The technology works by sending a pulse of high-frequency soundwaves into a solid material to analyze its properties. Echo patterns from the pulse are analyzed to measure material thickness or detect any flaws. The first hand-held thickness gauges were developed in the 1970s. The development of digital and increasingly miniaturized components has led to the creation of an array of sophisticated battery-powered, hand-held devices.

Find the source
Bruce Heck, owner of Alberta Tank Truck & Supply Ltd. in Drayton Valley, Alberta, has been inspecting truck tanks for the better part of a decade. While his business concentrates primarily on tank trucks serving the gas and oil industry, the testing procedures and principles are identical to those used for trucks that transport sewage or water.

Heck says ultrasonic testing is generally employed as part of a broader routine truck inspection, or a full safety inspection to certify a truck to transport dangerous goods.

“If the owner suspects there’s a problem with a tank because of corrosion on the outside or if the tank has been scraped, we occasionally provide just an ultrasonic inspection to help them determine whether the tank should be repaired or scrapped,” he says.

Heck uses an Olympus ultrasonic tester that provides a reading of the thickness of both the paint on the tank and the tank material itself. That allows him to test tank thickness from the outside of the tank, rather than the inside. The tank does not need to be emptied to perform a successful test, since the device can differentiate between steel and whatever the tank may be carrying.

“However, the thickness of the paint needs to be taken into consideration in determining the thickness of the steel,” he says. “The tester will give me separate readings on the thickness of the paint and the thickness of the tank material, but it won’t tell me how thick they both are together.”

Heck uses an ultrasonic gel applied to a smooth surface of the tank to ensure the tester probe makes sufficient contact with the material of the tank. The thickness readings are supplied immediately.

“We start by checking the tank in the spots where we believe it’s likely to become thinner,” he says. “Generally, we test the top third of the tank where vapor will corrode the interior surface, because liquids don’t often corrode the inside of a tank below liquid level.
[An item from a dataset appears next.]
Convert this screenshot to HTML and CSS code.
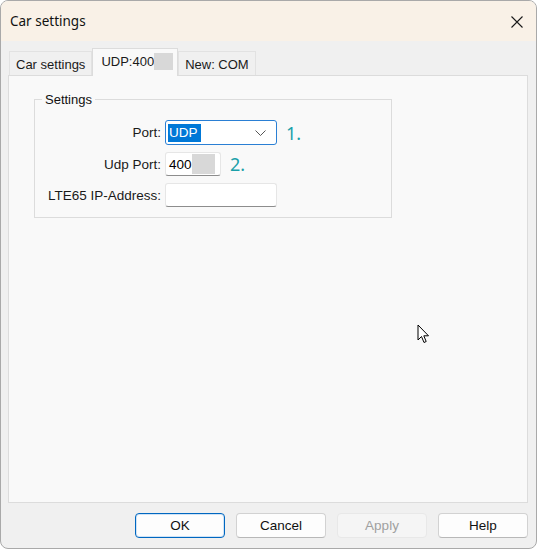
FILE: index.html
```html
<!DOCTYPE html>
<html lang="en">
<head>
    <meta charset="UTF-8">
    <title>Car settings</title>
    <link rel="stylesheet" href="styles.css">
</head>
<body>
    <div class="window">
        <header class="titlebar">
            <span class="title">Car settings</span>
            <span class="close">
                <svg width="12" height="12" viewBox="0 0 12 12"><path d="M0.5 0.5 L11.5 11.5 M11.5 0.5 L0.5 11.5" stroke="#1a1a1a" stroke-width="1.1" fill="none"/></svg>
            </span>
        </header>
        <div class="content">
            <nav class="tabs">
                <a class="tab">Car settings</a>
                <a class="tab active">UDP:400<span class="blur tab-blur"></span></a>
                <a class="tab">New: COM</a>
            </nav>
            <main class="panel">
                <fieldset class="group">
                    <legend>Settings</legend>
                    <div class="form">
                        <label>Port:</label>
                        <div class="field">
                            <div class="combo">
                                <span class="selected">UDP</span>
                                <svg class="chevron" width="11" height="6" viewBox="0 0 11 6"><path d="M0.5 0.5 L5.5 5.5 L10.5 0.5" stroke="#555" stroke-width="1" fill="none"/></svg>
                            </div>
                            <span class="note">1.</span>
                        </div>
                        <label>Udp Port:</label>
                        <div class="field">
                            <div class="input short">400<span class="blur"></span></div>
                            <span class="note">2.</span>
                        </div>
                        <label>LTE65 IP-Address:</label>
                        <div class="field">
                            <div class="input long"></div>
                        </div>
                    </div>
                </fieldset>
                <svg class="cursor" width="14" height="21" viewBox="0 0 14 21"><path d="M1 1 L1 16 L4.5 12.5 L7 18.5 L9.2 17.5 L6.8 11.8 L11.5 11.8 Z" fill="#fff" stroke="#000" stroke-width="1" stroke-linejoin="round"/></svg>
            </main>
            <footer class="buttons">
                <button class="btn default">OK</button>
                <button class="btn">Cancel</button>
                <button class="btn disabled">Apply</button>
                <button class="btn">Help</button>
            </footer>
        </div>
    </div>
</body>
</html>
```

FILE: styles.css
```css
body {
    margin: 0;
    background: #ffffff;
    font-family: "Liberation Sans", Arial, sans-serif;
    font-size: 12px;
    color: #000;
}
.window {
    width: 537px;
    height: 549px;
    box-sizing: border-box;
    border: 1px solid #a9a9a9;
    border-radius: 8px;
    overflow: hidden;
    background: #f0f0f0;
}
.titlebar {
    height: 40px;
    background: #f9f1e7;
    display: flex;
    align-items: center;
    justify-content: space-between;
    padding: 0 9px 0 9px;
}
.title {
    font-family: "Noto Sans", sans-serif;
    font-size: 13.5px;
    color: #111;
    margin-top: -1px;
}
.close {
    display: flex;
    margin-right: 4px;
    margin-top: 1px;
}
.content {
    position: relative;
    padding: 7px 8px 0 7px;
}
.tabs {
    display: flex;
    align-items: flex-end;
    height: 27px;
    padding-left: 1px;
    position: relative;
    z-index: 1;
}
.tab {
    height: 24px;
    box-sizing: border-box;
    padding: 5px 6px 0 6px;
    border: 1px solid #e2e2e2;
    border-bottom: none;
    background: #f0f0f0;
    color: #1a1a1a;
    font-size: 13px;
    display: flex;
    align-items: flex-start;
}
.tab.active {
    height: 28px;
    background: #f9f9f9;
    padding: 5px 4px 0 8px;
    border-color: #dcdcdc;
    margin-bottom: -1px;
}
.tab-blur {
    width: 19px;
    height: 17px;
    margin-top: -1px;
}
.blur {
    display: inline-block;
    background: #d8d8d8;
}
.panel {
    position: relative;
    height: 428px;
    box-sizing: border-box;
    background: #f9f9f9;
    border: 1px solid #dcdcdc;
    padding: 16px 0 0 25px;
}
.group {
    width: 358px;
    height: 126px;
    box-sizing: border-box;
    margin: 0;
    padding: 0;
    border: 1px solid #dcdcdc;
}
.group legend {
    margin-left: 7px;
    padding: 0 3px 0 3px;
    font-size: 13px;
    color: #111;
}
.form {
    display: grid;
    grid-template-columns: 126px auto;
    column-gap: 4px;
    row-gap: 7px;
    align-items: center;
    padding-top: 13px;
}
.form label {
    text-align: right;
    color: #1a1a1a;
    font-size: 13.5px;
}
.field {
    display: flex;
    align-items: center;
}
.combo {
    width: 112px;
    height: 25px;
    box-sizing: border-box;
    border: 1px solid #2a7fd4;
    border-radius: 3px;
    background: #fff;
    display: flex;
    align-items: center;
    justify-content: space-between;
    padding: 0 10px 0 2px;
}
.selected {
    background: #0078d7;
    color: #fff;
    font-size: 13.5px;
    padding: 1px 3px 1px 1px;
    line-height: 16px;
}
.chevron {
    margin-top: 1px;
}
.note {
    color: #1aa0a9;
    font-family: "Noto Sans", sans-serif;
    font-size: 18px;
    margin-left: 9px;
    line-height: 20px;
}
.input {
    height: 24px;
    box-sizing: border-box;
    background: #fff;
    border: 1px solid #e6e6e6;
    border-bottom: 1px solid #8d8d8d;
    border-radius: 3px;
    display: flex;
    align-items: center;
    padding: 0 4px 0 3px;
    font-size: 13.5px;
}
.input .blur {
    width: 23px;
    height: 20px;
}
.input.short {
    width: 56px;
}
.input.long {
    width: 112px;
}
.cursor {
    position: absolute;
    left: 408px;
    top: 248px;
}
.buttons {
    display: flex;
    justify-content: flex-end;
    gap: 11px;
    padding: 10px 0 0 0;
}
.btn {
    width: 90px;
    height: 25px;
    box-sizing: border-box;
    border: 1px solid #d2d2d2;
    border-bottom-color: #b8b8b8;
    border-radius: 4px;
    background: #fdfdfd;
    font-family: "Liberation Sans", Arial, sans-serif;
    font-size: 13.5px;
    color: #111;
    padding: 0;
}
.btn.default {
    border: 1px solid #0067c0;
    box-shadow: inset 0 0 0 1px #cfe3f6;
}
.btn.disabled {
    background: #f5f5f5;
    border-color: #e8e8e8;
    color: #a0a0a0;
}
```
Vacuum trucks are also typically eroded where gritty material enters the tank. If we find a spot that’s too thin, we’ll do more tests at other spots to help determine if that tank should be repaired or discarded.”

The cost of the ultrasonic inspection is charged out at shop labor rates, usually bringing the final cost to less than $100, Heck says.

Cost and suppliers
Contractors can perform ultrasonic testing themselves, using hand-held testers provided by a wide range of suppliers.

“We produce a basic model that’s suitable for truck tank inspections that’s designed to be simple to use and ready to go out of the box,” says Scott Bate, technical sales associate with DeFelsko Corporation, a manufacturer and supplier of ultrasonic testers based in Ogdensburg, N.Y. “The default material setting for the tester is for steel and it works on material to a thickness of five inches.”

To perform an accurate test, the tank surface should first be cleaned of dirt, rust or scale.

Bate notes that the pattern of application of the ultrasonic gel can allow the operator to perform either a spot thickness reading or a reading across a broader expanse of the tank’s surface.

“If you spread the gel across the range of the surface you’re interested in and then set the tester to scan mode, you can pass the probe across the length of that gel,” he says. “The scan takes 20 readings per second and provides an average reading of the tank thickness across that range, in addition to the thickest and thinnest points in that part of the tank.”

Whether a contractor chooses to invest in an ultrasonic tester largely depends on the number of trucks in the fleet and frequency of inspections. The basic hand-held model from DeFelsko—the PosiTector UTGC1—currently sells for $995.

Says Bate: “It’s definitely something that can be used accurately by a truck contractor without any specialized training.”